We have a configuration we start only manually. We noticed now, that when we do this, right after (some seconds) something has been committed, the new changesets do not get noticed now.
When we start a second build, the changesets are present.
Before we switched to manual start, we had a commit trigger where the option “force repository check” can be enabled. so we never had this problem here.
So i assume, that this option “is missing” when starting a build manually. This is really bad, because someone would start this configuration by thinking all committed changes are associated.

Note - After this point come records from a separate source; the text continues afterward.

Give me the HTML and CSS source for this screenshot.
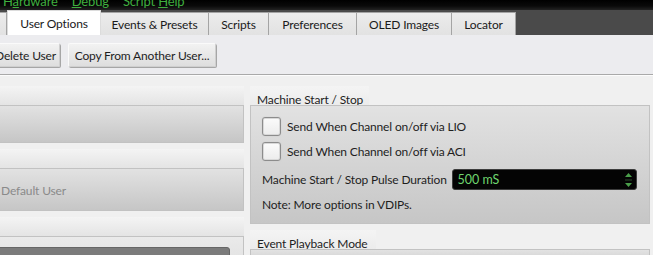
FILE: index.html
```html
<!DOCTYPE html>
<html>
<head>
<meta charset="utf-8">
<link rel="stylesheet" href="styles.css">
</head>
<body>
<div class="app">
  <div class="menubar">
    <span class="menu">H<u>a</u>rdware</span>
    <span class="menu"><u>D</u>ebug</span>
    <span class="menu">Script <u>H</u>elp</span>
  </div>
  <div class="tabbar">
    <div class="tab tab-edge"></div>
    <div class="tab tab-active tab-user">User Options</div>
    <div class="tab tab-events">Events &amp; Presets</div>
    <div class="tab tab-scripts">Scripts</div>
    <div class="tab tab-prefs">Preferences</div>
    <div class="tab tab-oled">OLED Images</div>
    <div class="tab tab-locator">Locator</div>
  </div>
  <div class="toolbar">
    <button class="btn btn-delete">Delete User</button>
    <button class="btn btn-copy">Copy From Another User...</button>
  </div>
  <div class="separator"></div>
  <div class="content">
    <div class="col col-left">
      <div class="group">
        <div class="group-title"></div>
        <div class="frame frame-dark frame-1"></div>
      </div>
      <div class="group">
        <div class="group-title"></div>
        <div class="frame frame-dark frame-2"><span class="muted">Default User</span></div>
      </div>
      <div class="group">
        <div class="group-title"></div>
        <div class="frame frame-light frame-3"><div class="darkbar"></div></div>
      </div>
    </div>
    <div class="col col-right">
      <div class="group">
        <div class="group-title titled"><span>Machine Start / Stop</span></div>
        <div class="frame frame-dark frame-machine">
          <label class="check-row"><span class="checkbox"></span>Send When Channel on/off via LIO</label>
          <label class="check-row"><span class="checkbox"></span>Send When Channel on/off via ACI</label>
          <div class="field-row">
            <span class="field-label">Machine Start / Stop Pulse Duration</span>
            <div class="spinbox">
              <span class="spin-value">500 mS</span>
              <svg class="spin-arrows" width="9" height="16" viewBox="0 0 9 16">
                <polygon points="4.5,1 8,5 1,5" fill="#4a9e4a"/>
                <rect x="1" y="7.5" width="7" height="1" fill="#2a4a2a"/>
                <polygon points="1,11 8,11 4.5,15" fill="#4a9e4a"/>
              </svg>
            </div>
          </div>
          <div class="note">Note: More options in VDIPs.</div>
        </div>
      </div>
      <div class="group">
        <div class="group-title titled"><span class="title-wide">Event Playback Mode</span></div>
        <div class="frame frame-dark frame-event"></div>
      </div>
    </div>
  </div>
</div>
</body>
</html>
```

FILE: styles.css
```css
* { box-sizing: border-box; }
html, body { margin: 0; padding: 0; }
body {
  width: 653px;
  height: 255px;
  overflow: hidden;
  font-family: Lato, "Open Sans", sans-serif;
  font-size: 12px;
  letter-spacing: -0.15px;
  color: #1e1e1e;
  background: #f0f0f0;
}
.app { width: 653px; height: 255px; overflow: hidden; display: flex; flex-direction: column; }

.menubar {
  height: 10px;
  flex: none;
  overflow: hidden;
  background: linear-gradient(#000 0%, #0a0a0a 60%, #222 100%);
  display: flex;
  gap: 14px;
  padding-left: 3px;
}
.menu {
  color: #3fae3f;
  font-size: 13px;
  line-height: 14px;
  margin-top: -6px;
  white-space: nowrap;
}
.menu u { text-underline-offset: 1px; }

.tabbar {
  height: 25px;
  flex: none;
  background: #4a4a4a;
  display: flex;
  align-items: flex-end;
}
.tab {
  height: 23px;
  background: linear-gradient(#ececec, #e2e2e2);
  border: 1px solid #a4a4a4;
  border-bottom: none;
  border-left: none;
  display: flex;
  align-items: center;
  justify-content: center;
  white-space: nowrap;
  color: #1a1a1a;
  padding-top: 1px;
}
.tab-edge { width: 7px; border-right: 1px solid #a4a4a4; }
.tab-active {
  height: 25px;
  background: #fff;
  border: 1px solid #dcdcdc;
  border-bottom: none;
  padding-top: 0;
}
.tab-user { width: 94px; }
.tab-events { width: 108px; }
.tab-scripts { width: 60px; }
.tab-prefs { width: 88px; }
.tab-oled { width: 95px; }
.tab-locator { width: 64px; }

.toolbar {
  height: 39px;
  flex: none;
  background: #ececef;
  display: flex;
  align-items: flex-start;
  gap: 8px;
  padding-top: 8px;
}
.btn {
  height: 24px;
  font-family: inherit;
  font-size: 12px;
  letter-spacing: -0.15px;
  color: #1e1e1e;
  background: linear-gradient(#f2f2f2, #dedede);
  border: 1px solid #cfcfcf;
  border-top-color: #fafafa;
  border-left-color: #fafafa;
  border-radius: 2px;
  box-shadow: 1px 1px 0 #a6a6a6;
  padding: 0 4px;
  white-space: nowrap;
}
.btn-delete { margin-left: -10px; width: 70px; text-align: right; padding-right: 5px; }
.btn-copy { width: 148px; }

.separator {
  height: 2px;
  flex: none;
  border-top: 1px solid #a9a9a9;
  background: #fcfcfc;
}

.content {
  flex: 1;
  display: flex;
  gap: 6px;
  padding-top: 10px;
  background: #f0f0f0;
}
.col { display: flex; flex-direction: column; gap: 6px; }
.col-left { width: 254px; margin-left: -10px; }
.col-right { width: 400px; }

.group { display: flex; flex-direction: column; }
.group-title {
  height: 19px;
  background: linear-gradient(#f4f4f4, #e4e4e4);
}
.group-title.titled {
  background: #f0f0f0;
}
.group-title.titled span {
  display: inline-block;
  height: 19px;
  line-height: 14px;
  padding: 7px 8px 0 7px;
  width: 119px;
  background: linear-gradient(#f4f4f4, #ececec);
  white-space: nowrap;
}
.group-title.titled span.title-wide { width: 126px; }

.frame {
  border: 1px solid #c2c2c2;
}
.frame-dark { background: linear-gradient(#e2e2e2, #c6c6c6); }
.frame-light { background: linear-gradient(#eaeaea, #dedede); }
.frame-1 { height: 38px; }
.frame-2 {
  height: 43px;
  display: flex;
  align-items: center;
  padding-left: 10px;
  padding-top: 1px;
}
.muted { color: #8a8a8a; }
.frame-3 { height: 40px; padding-top: 10px; }
.darkbar {
  margin-right: 13px;
  height: 30px;
  background: #7b7b7b;
  border: 1px solid #666;
  border-radius: 0 3px 0 0;
}

.frame-machine {
  height: 119px;
  padding: 11px 12px 0 11px;
  display: flex;
  flex-direction: column;
}
.check-row {
  display: flex;
  align-items: center;
  gap: 6px;
  height: 19px;
  margin-bottom: 6px;
  white-space: nowrap;
}
.checkbox {
  width: 19px;
  height: 19px;
  border: 1px solid #8c8c8c;
  border-radius: 3px;
  background: linear-gradient(#fbfbfb, #ececec);
  box-shadow: inset 0 0 0 1px #d8d8d8, 0 0 1px #bbb;
}
.field-row {
  display: flex;
  align-items: center;
  height: 21px;
  margin-top: 2px;
}
.field-label { width: 191px; white-space: nowrap; }
.spinbox {
  width: 185px;
  height: 21px;
  background: #040404;
  border: 1px solid #3c3c3c;
  border-radius: 3px;
  display: flex;
  align-items: center;
  justify-content: space-between;
  padding: 0 3px 0 4px;
}
.spin-value { color: #6fd66f; letter-spacing: 0; font-size: 12.5px; }
.spin-arrows { display: block; }
.note { margin-top: 7px; }

.frame-event { height: 20px; }
```
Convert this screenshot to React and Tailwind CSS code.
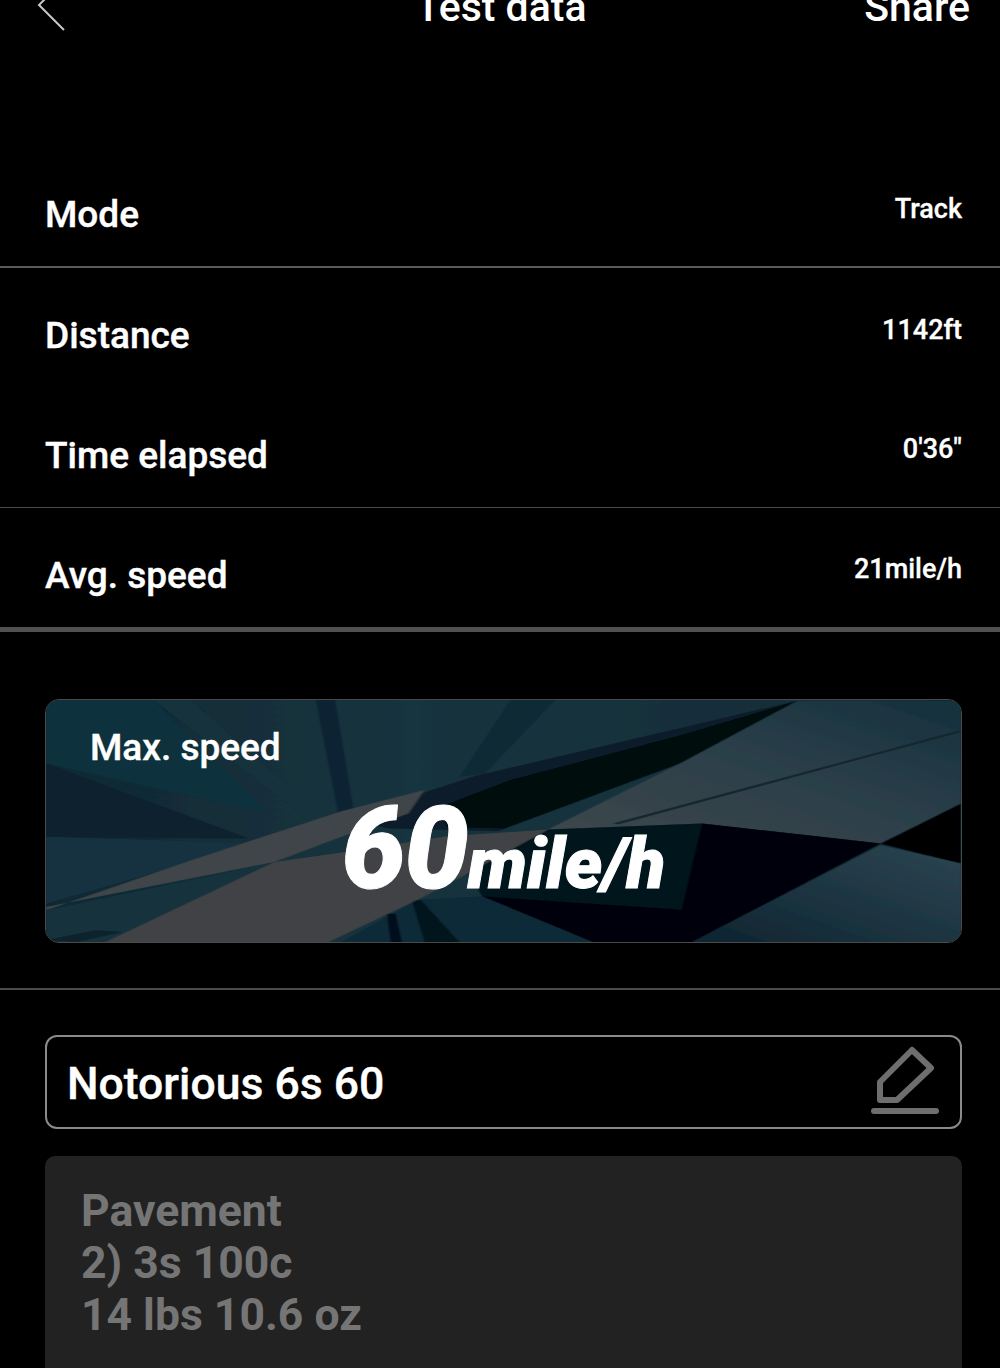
import React from "react";

const stats = [
  { label: "Mode", value: "Track", border: "border-b-2 border-[#5a5a5a]", h: "h-[120px]" },
  { label: "Distance", value: "1142ft", border: "", h: "h-[120px]" },
  { label: "Time elapsed", value: "0'36\"", border: "border-b border-[#4a4a4a]", h: "h-[120px]" },
  { label: "Avg. speed", value: "21mile/h", border: "border-b-[5px] border-[#505050]", h: "h-[124px]" },
];

// traced from the card artwork, coordinates are arbitrary art units
function CardArt() {
  return (
    <svg className="absolute inset-0 h-full w-full" viewBox="72 60 1434 725" preserveAspectRatio="none">
      <defs>
        <linearGradient id="base" x1="0" y1="0" x2="1" y2="0">
          <stop offset="0" stopColor="#0f2833" />
          <stop offset="0.4" stopColor="#17343f" />
          <stop offset="1" stopColor="#102a36" />
        </linearGradient>
        <linearGradient id="right" x1="0" y1="1" x2="1" y2="0">
          <stop offset="0" stopColor="#3e474c" />
          <stop offset="0.55" stopColor="#2b3f49" />
          <stop offset="1" stopColor="#14303c" />
        </linearGradient>
        <linearGradient id="lowerRight" x1="0" y1="1" x2="1" y2="0">
          <stop offset="0" stopColor="#0d2430" />
          <stop offset="1" stopColor="#2d4652" />
        </linearGradient>
        <filter id="soft">
          <feGaussianBlur stdDeviation="2" />
        </filter>
      </defs>
      <g filter="url(#soft)">
        <rect x="60" y="50" width="1460" height="750" fill="url(#base)" />
        {/* rays */}
        <polygon points="495,60 525,60 555,400 530,400" fill="#0c2430" />
        <polygon points="800,60 870,60 760,280 720,290" fill="#0e2a36" />
        <polygon points="240,60 300,60 500,400 470,400" fill="#12303c" />
        <polygon points="72,250 390,475 72,470" fill="#0b222d" />
        <polygon points="72,470 400,490 72,670" fill="#17333f" />
        <polygon points="72,60 240,60 420,400 72,250" fill="#11303d" />
        {/* top wedge */}
        <polygon points="1250,62 1068,143 744,288 535,418 610,445 781,453 1068,248" fill="#0a1f29" />
        <polygon points="1250,62 1068,165 800,300 690,380 700,440 790,445 1068,248" fill="#02070a" />
        {/* right band */}
        <polygon points="1250,62 1506,62 1506,370 1380,490 1100,430 859,448 1068,248" fill="url(#right)" />
        <polygon points="960,430 1506,150 1506,156 970,432" fill="#14252e" />
        {/* lower dark */}
        <polygon points="734,578 859,448 1100,430 1380,490 1085,785 932,788 755,648" fill="#06171f" />
        <polygon points="1100,430 1380,490 1085,785 932,788 755,648 1068,688" fill="#010507" />
        <polygon points="1380,490 1506,370 1506,550" fill="#020406" />
        <polygon points="1380,495 1506,550 1506,785 1085,785" fill="url(#lowerRight)" />
        {/* teal bottom */}
        <polygon points="535,785 655,658 755,648 932,788" fill="#0f2a37" />
        <polygon points="612,785 630,785 620,700 606,700" fill="#04101a" />
        <polygon points="665,785 720,785 660,660 645,660" fill="#06151d" />
        {/* left grey sweep */}
        <polygon points="72,785 72,690 430,545 165,785" fill="#12303d" />
        <polygon points="72,690 300,540 535,393 665,330 640,400 535,470 430,545 72,680" fill="#3f4548" />
        <polygon points="165,785 430,545 560,510 700,468 859,448 734,578 655,658 515,785" fill="#404344" />
        <polygon points="72,780 150,750 190,755 120,785" fill="#0c222c" />
      </g>
    </svg>
  );
}

function EditIcon() {
  return (
    <svg width="68" height="72" viewBox="0 0 68 72" fill="none" stroke="#6e6e6e" strokeLinejoin="round" strokeLinecap="round">
      <path d="M9 54 V36 L41 4 L60 22 L26 54 Z" strokeWidth="6" />
      <path d="M3 65 H65" strokeWidth="6" />
    </svg>
  );
}

export default function App() {
  return (
    <div className="h-[1368px] overflow-hidden bg-black text-white font-['Roboto',sans-serif]">
      {/* Header */}
      <div className="-mt-[24px] flex h-[64px] items-center justify-between pl-[36px] pr-[30px]">
        <svg width="30" height="44" viewBox="0 0 30 44" fill="none" stroke="#c8c8c8" strokeWidth="2" className="mt-[2px]">
          <path d="M28 43 L3 18 L28 -7" />
        </svg>
        <div className="pl-[72px] text-[41px] font-medium">Test data</div>
        <div className="text-[41px] font-medium">Share</div>
      </div>

      <div className="mt-[108px]">
        {stats.map((s) => (
          <div key={s.label} className={`flex items-center justify-between pl-[45px] pr-[38px] ${s.h} ${s.border}`}>
            <span className="pt-[16px] text-[37px] font-medium [-webkit-text-stroke:0.4px_white]">{s.label}</span>
            <span className="pt-[4px] text-[27px] font-medium [-webkit-text-stroke:0.3px_white]">{s.value}</span>
          </div>
        ))}
      </div>

      <div className="border-b-2 border-[#4a4a4a] px-[45px] pt-[67px] pb-[45px]">
        <div className="relative h-[244px] w-[917px] overflow-hidden rounded-[14px] border border-[#4a4a4a]">
          <CardArt />
          <div className="relative pl-[44px] pt-[26px] text-[37px] font-medium leading-[44px] [-webkit-text-stroke:0.4px_white]">Max. speed</div>
          <div className="relative mt-[22px] flex items-baseline justify-center font-['Roboto',sans-serif] font-black italic leading-none [-webkit-text-stroke:1px_white]">
            <span className="text-[114px] tracking-[-1px]">60</span>
            <span className="text-[71px]">mile/h</span>
          </div>
        </div>
      </div>

      <div className="px-[45px] pt-[45px]">
        <div className="flex h-[94px] w-[917px] items-center justify-between rounded-[12px] border-2 border-[#8a8a8a] pl-[20px] pr-[21px]">
          <span className="pt-[4px] text-[44.5px] font-medium [-webkit-text-stroke:0.4px_white]">Notorious 6s 60</span>
          <EditIcon />
        </div>
        <div className="mt-[27px] h-[260px] w-[917px] rounded-[10px] bg-[#222222] pl-[36px] pt-[29px] text-[44.5px] font-bold leading-[52px] text-[#757575]">
          <div>Pavement</div>
          <div>2) 3s 100c</div>
          <div>14 lbs 10.6 oz</div>
        </div>
      </div>
    </div>
  );
}
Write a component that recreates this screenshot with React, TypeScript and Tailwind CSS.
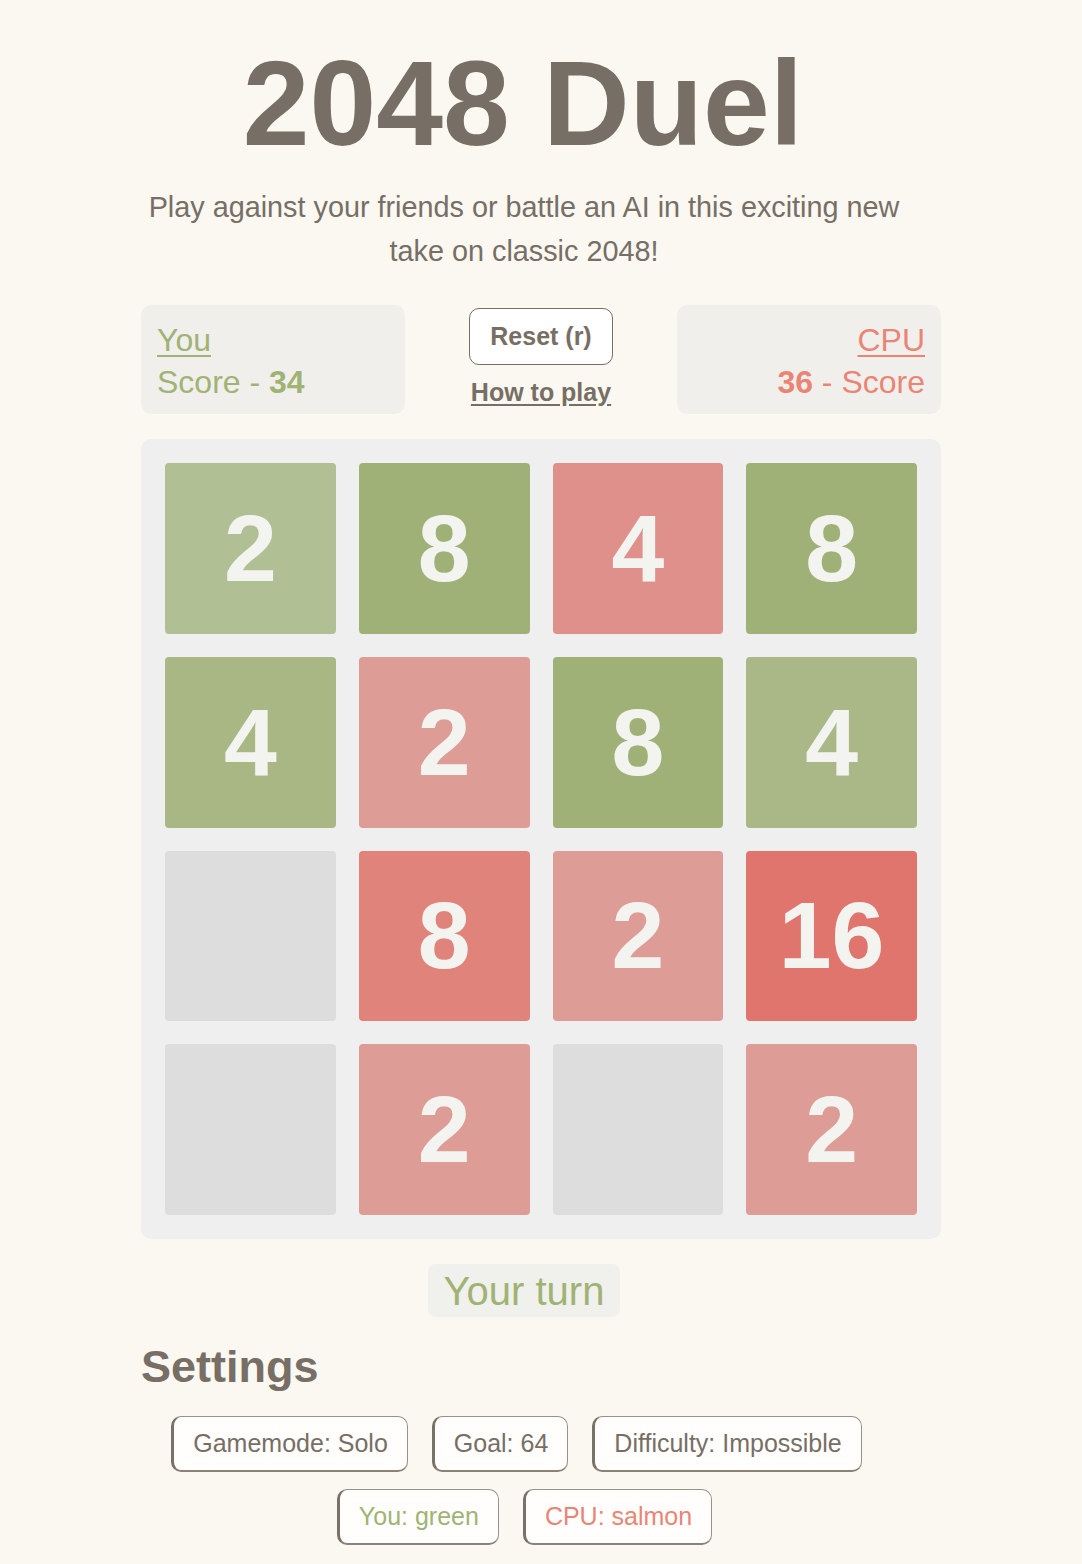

Additionally, we set also “All changesets since last successful build” when we started the build, so it means that something else is going wrong here.
Hi Christian,
Thanks for reporting this. We had a similar report a couple of days ago and found there was a timing issue between storing the new changeset and continuing the build. We have now implemented a fix in the latest versions of both 1.5 and 1.6 relase candidate.
Great, thanks
I am still seeing apparently the same symptoms in 1.6.0.132. I want to manually trigger builds, but when I do so the latest commits are not being picked up from the repos. Is the expected behaviour that the server should check the repos and pull any changes before starting the build? That’s not what I am seeing… Its not entirely consistent and seems to be worse for large commits, so it could still be a timing issue perhaps.
Which repository type are you using?
Git via the BitBucket-Default connector.
This is still happening in 1.6.0.279. When I trigger a build manually, the repositories are checked and the changes for the configuration are updated, but these new changes are not included in the triggered build. Workaround is still to poll the repos manually, wait, then trigger the build.
Woops, think this is actually a problem on my end…apologies!